I guess the moral of this story is that it’s a good thing I’m not a psychopath. Because once I get started on something, I have a tendency to get a little overzealous. Or crazy, whatever.

 

2 thoughts on “Murderous Musings of 10:00am

  1. I’ll punish them, that’s who. Especially the waitress who dared birthday dessert me with a sliced in half blue bunny ice-cream sandwich. I’ll show HER slice. She’ll regret not pulling out the candles for me that senorita beyotch. Alas I wish I’d found this blog much much earlier in life. I miss being enlightened by your editorial musings.

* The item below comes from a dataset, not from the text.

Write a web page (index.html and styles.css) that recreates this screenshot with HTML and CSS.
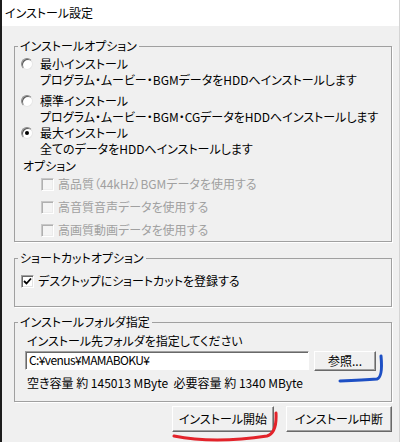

    (Do you know that I often have to google definitions to words in my correspondences with you… how timid I am to use a word contexted incorrectly for fear your english-educated wrath will descend apon me. That’s right, i said APON. Now lay off. )

  2. Dude. I cannot believe you just accused me of majoring in English Ed. Do I look like I own a calf-length skirt and sensible kitten heels? No. No I don’t!